Parte del «agarrotamiento emocional» de Rouco, según el biógrafo, hay que buscarlo en su infancia. Hijo de tenderos de villa, su padre murió repentinamente cuando él tenía 7 años y su madre, destrozada, enfermó y falleció víctima de la ELA. «Creo que nunca salió de la infancia, se quedó siempre ahí, jamás supo conservar amigos ni demostrar cercanía con nadie».  También las historias de la guerra civil le dejaron muesca. «Apostó siempre por la cultura guerracivilista de enfrentamiento», que asomó por última vez en el funeral de Estado de Adolfo Suárez.

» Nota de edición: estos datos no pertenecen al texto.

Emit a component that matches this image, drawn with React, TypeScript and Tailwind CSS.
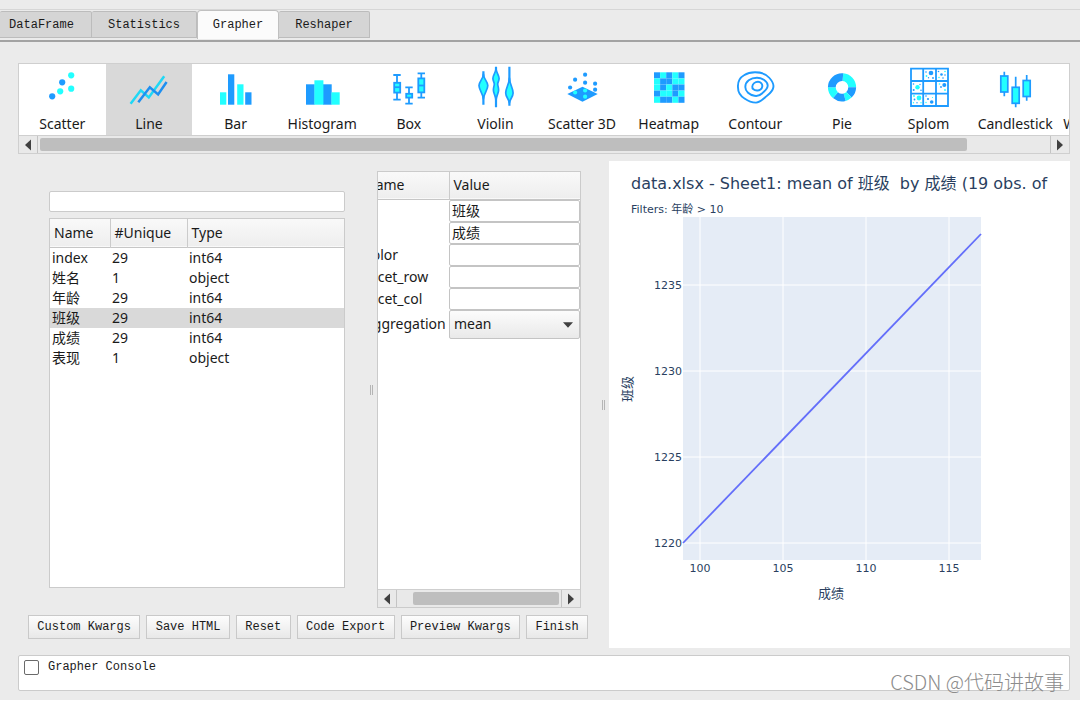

Sin embargo, sed de poder aparte, no se le conocen más deslices que el de ser presumido -«su chófer personal me contó que siempre lleva un peine encima»-, el gastar a manos llenas a la hora de «engrasar las palancas de poder en España y en Roma» y su alergia al nacionalismo. «Rouco cree que es un pecado». Porque entiende la unidad de España como una unidad moral, pero también porque no perdona a los episcopados vasco y catalán que fueran los únicos que marcaran las distancias. «Para él el abad de Montserrat es un monstruo. Lo último que desearía es que fuera el sucesor de Sistach en caso de independencia».

Y ahí está, observando de lejos la ola soberanista, viendo cómo se ha ido a pique la ley del aborto y lamentando su peor fallo estratégico. Frente a su idea de Iglesia como aduana, venía el tiempo de la Iglesia como hospital de campaña.